» **TASK INSTRUCTIONS**:
Pictures in the data below are not part of the copy; transcribe everything else exactly.

» **COLLECTED MATERIAL**:
════════════════

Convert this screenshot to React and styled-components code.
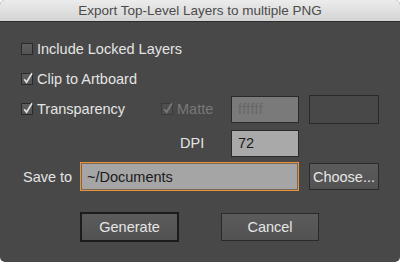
import React from 'react';
import styled, { createGlobalStyle } from 'styled-components';

const GlobalStyle = createGlobalStyle`
  html, body {
    margin: 0;
    padding: 0;
    background: #ffffff;
  }
  body {
    font-family: "Liberation Sans", Arial, sans-serif;
    font-size: 14px;
  }
`;

const Window = styled.div`
  width: 400px;
  height: 262px;
  background: #484848;
  border-radius: 5px;
  overflow: hidden;
  display: flex;
  flex-direction: column;
`;

const TitleBar = styled.div`
  height: 21px;
  flex: none;
  background: linear-gradient(#ececec, #d4d4d4);
  border-bottom: 1px solid #2c2c2c;
  color: #4b4b4b;
  font-size: 13.5px;
  display: flex;
  align-items: center;
  justify-content: center;
`;

const Body = styled.div`
  padding: 12px 21px 0 21px;
  display: flex;
  flex-direction: column;
`;

const Row = styled.div`
  display: flex;
  align-items: center;
  height: ${(p) => p.$h || 30}px;
  margin-top: ${(p) => p.$mt || 0}px;
  padding-left: ${(p) => p.$pl || 0}px;
`;

const CheckLabel = styled.label`
  display: flex;
  align-items: center;
  width: ${(p) => (p.$w ? `${p.$w}px` : 'auto')};
  color: ${(p) => (p.$disabled ? '#787878' : '#e4e4e4')};
  font-size: 14.5px;
  flex: none;
`;

const Box = styled.span`
  width: 12px;
  height: 12px;
  box-sizing: border-box;
  border: 1px solid ${(p) => (p.$disabled ? '#3a3a3a' : '#2a2a2a')};
  background: ${(p) => (p.$disabled ? '#4e4e4e' : 'linear-gradient(#5e5e5e, #545454)')};
  margin-right: 4px;
  position: relative;
  flex: none;
  svg {
    position: absolute;
    left: 0px;
    top: -3px;
  }
`;

const Text = styled.span`
  color: #e4e4e4;
  font-size: 14.5px;
  flex: none;
  width: ${(p) => (p.$w ? `${p.$w}px` : 'auto')};
`;

const Field = styled.div`
  box-sizing: border-box;
  width: ${(p) => p.$w}px;
  height: ${(p) => p.$h || 27}px;
  flex: none;
  border: 1px solid ${(p) => (p.$focus ? '#e8923c' : '#2a2a2a')};
  box-shadow: ${(p) => (p.$focus ? 'inset 0 0 0 1px #7a6a55' : 'none')};
  background: ${(p) => p.$bg};
  color: ${(p) => p.$fg || '#1b1b1b'};
  font-size: ${(p) => p.$fs || 14.5}px;
  letter-spacing: ${(p) => p.$ls || 0}px;
  display: flex;
  align-items: center;
  padding-left: 6px;
  margin-left: ${(p) => p.$ml || 0}px;
`;

const Button = styled.button`
  box-sizing: border-box;
  width: ${(p) => p.$w}px;
  height: ${(p) => p.$h}px;
  margin-left: ${(p) => p.$ml || 0}px;
  flex: none;
  padding: 0;
  border: ${(p) => (p.$default ? '2px solid #1c1c1c' : '1px solid #2a2a2a')};
  background: linear-gradient(#5b5b5b, #525252);
  color: #e6e6e6;
  font-family: "Liberation Sans", Arial, sans-serif;
  font-size: 14.5px;
`;

const Check = ({ color }) => (
  <svg width="12" height="14" viewBox="0 0 12 14">
    <path d="M2.2 8.2 L4.6 11.2 L10 2.2" fill="none" stroke={color} strokeWidth="1.7" />
  </svg>
);

const CheckBox = ({ checked, disabled, children, w }) => (
  <CheckLabel $disabled={disabled} $w={w}>
    <Box $disabled={disabled}>{checked && <Check color={disabled ? '#7a7a7a' : '#e0e0e0'} />}</Box>
    {children}
  </CheckLabel>
);

export default function App() {
  return (
    <>
      <GlobalStyle />
      <Window>
        <TitleBar>Export Top-Level Layers to multiple PNG</TitleBar>
        <Body>
          <Row>
            <CheckBox>Include Locked Layers</CheckBox>
          </Row>
          <Row>
            <CheckBox checked>Clip to Artboard</CheckBox>
          </Row>
          <Row>
            <CheckBox checked w={140}>Transparency</CheckBox>
            <CheckBox checked disabled w={70}>Matte</CheckBox>
            <Field $w={68} $bg="#7a7a7a" $fg="#676767" $fs={14} $ls={0.5}>ffffff</Field>
            <Field $w={70} $h={29} $bg="#484848" $ml={10} />
          </Row>
          <Row $h={28} $mt={5} $pl={159}>
            <Text $w={51}>DPI</Text>
            <Field $w={68} $bg="#a9a9a9">72</Field>
          </Row>
          <Row $h={29} $mt={5} $pl={2}>
            <Text $w={57}>Save to</Text>
            <Field $w={219} $h={29} $bg="#a5a5a5" $focus>~/Documents</Field>
            <Button $w={70} $h={27} $ml={10}>Choose...</Button>
          </Row>
          <Row $h={30} $mt={21} $pl={59}>
            <Button $w={99} $h={30} $default>Generate</Button>
            <Button $w={98} $h={28} $ml={42}>Cancel</Button>
          </Row>
        </Body>
      </Window>
    </>
  );
}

════════════════

» **FULL SOLUTION**:
Convert this screenshot to React and styled-components code.
import React from 'react';
import styled, { createGlobalStyle } from 'styled-components';

const GlobalStyle = createGlobalStyle`
  html, body {
    margin: 0;
    padding: 0;
    background: #ffffff;
  }
  body {
    font-family: "Liberation Sans", Arial, sans-serif;
    font-size: 14px;
  }
`;

const Window = styled.div`
  width: 400px;
  height: 262px;
  background: #484848;
  border-radius: 5px;
  overflow: hidden;
  display: flex;
  flex-direction: column;
`;

const TitleBar = styled.div`
  height: 21px;
  flex: none;
  background: linear-gradient(#ececec, #d4d4d4);
  border-bottom: 1px solid #2c2c2c;
  color: #4b4b4b;
  font-size: 13.5px;
  display: flex;
  align-items: center;
  justify-content: center;
`;

const Body = styled.div`
  padding: 12px 21px 0 21px;
  display: flex;
  flex-direction: column;
`;

const Row = styled.div`
  display: flex;
  align-items: center;
  height: ${(p) => p.$h || 30}px;
  margin-top: ${(p) => p.$mt || 0}px;
  padding-left: ${(p) => p.$pl || 0}px;
`;

const CheckLabel = styled.label`
  display: flex;
  align-items: center;
  width: ${(p) => (p.$w ? `${p.$w}px` : 'auto')};
  color: ${(p) => (p.$disabled ? '#787878' : '#e4e4e4')};
  font-size: 14.5px;
  flex: none;
`;

const Box = styled.span`
  width: 12px;
  height: 12px;
  box-sizing: border-box;
  border: 1px solid ${(p) => (p.$disabled ? '#3a3a3a' : '#2a2a2a')};
  background: ${(p) => (p.$disabled ? '#4e4e4e' : 'linear-gradient(#5e5e5e, #545454)')};
  margin-right: 4px;
  position: relative;
  flex: none;
  svg {
    position: absolute;
    left: 0px;
    top: -3px;
  }
`;

const Text = styled.span`
  color: #e4e4e4;
  font-size: 14.5px;
  flex: none;
  width: ${(p) => (p.$w ? `${p.$w}px` : 'auto')};
`;

const Field = styled.div`
  box-sizing: border-box;
  width: ${(p) => p.$w}px;
  height: ${(p) => p.$h || 27}px;
  flex: none;
  border: 1px solid ${(p) => (p.$focus ? '#e8923c' : '#2a2a2a')};
  box-shadow: ${(p) => (p.$focus ? 'inset 0 0 0 1px #7a6a55' : 'none')};
  background: ${(p) => p.$bg};
  color: ${(p) => p.$fg || '#1b1b1b'};
  font-size: ${(p) => p.$fs || 14.5}px;
  letter-spacing: ${(p) => p.$ls || 0}px;
  display: flex;
  align-items: center;
  padding-left: 6px;
  margin-left: ${(p) => p.$ml || 0}px;
`;

const Button = styled.button`
  box-sizing: border-box;
  width: ${(p) => p.$w}px;
  height: ${(p) => p.$h}px;
  margin-left: ${(p) => p.$ml || 0}px;
  flex: none;
  padding: 0;
  border: ${(p) => (p.$default ? '2px solid #1c1c1c' : '1px solid #2a2a2a')};
  background: linear-gradient(#5b5b5b, #525252);
  color: #e6e6e6;
  font-family: "Liberation Sans", Arial, sans-serif;
  font-size: 14.5px;
`;

const Check = ({ color }) => (
  <svg width="12" height="14" viewBox="0 0 12 14">
    <path d="M2.2 8.2 L4.6 11.2 L10 2.2" fill="none" stroke={color} strokeWidth="1.7" />
  </svg>
);

const CheckBox = ({ checked, disabled, children, w }) => (
  <CheckLabel $disabled={disabled} $w={w}>
    <Box $disabled={disabled}>{checked && <Check color={disabled ? '#7a7a7a' : '#e0e0e0'} />}</Box>
    {children}
  </CheckLabel>
);

export default function App() {
  return (
    <>
      <GlobalStyle />
      <Window>
        <TitleBar>Export Top-Level Layers to multiple PNG</TitleBar>
        <Body>
          <Row>
            <CheckBox>Include Locked Layers</CheckBox>
          </Row>
          <Row>
            <CheckBox checked>Clip to Artboard</CheckBox>
          </Row>
          <Row>
            <CheckBox checked w={140}>Transparency</CheckBox>
            <CheckBox checked disabled w={70}>Matte</CheckBox>
            <Field $w={68} $bg="#7a7a7a" $fg="#676767" $fs={14} $ls={0.5}>ffffff</Field>
            <Field $w={70} $h={29} $bg="#484848" $ml={10} />
          </Row>
          <Row $h={28} $mt={5} $pl={159}>
            <Text $w={51}>DPI</Text>
            <Field $w={68} $bg="#a9a9a9">72</Field>
          </Row>
          <Row $h={29} $mt={5} $pl={2}>
            <Text $w={57}>Save to</Text>
            <Field $w={219} $h={29} $bg="#a5a5a5" $focus>~/Documents</Field>
            <Button $w={70} $h={27} $ml={10}>Choose...</Button>
          </Row>
          <Row $h={30} $mt={21} $pl={59}>
            <Button $w={99} $h={30} $default>Generate</Button>
            <Button $w={98} $h={28} $ml={42}>Cancel</Button>
          </Row>
        </Body>
      </Window>
    </>
  );
}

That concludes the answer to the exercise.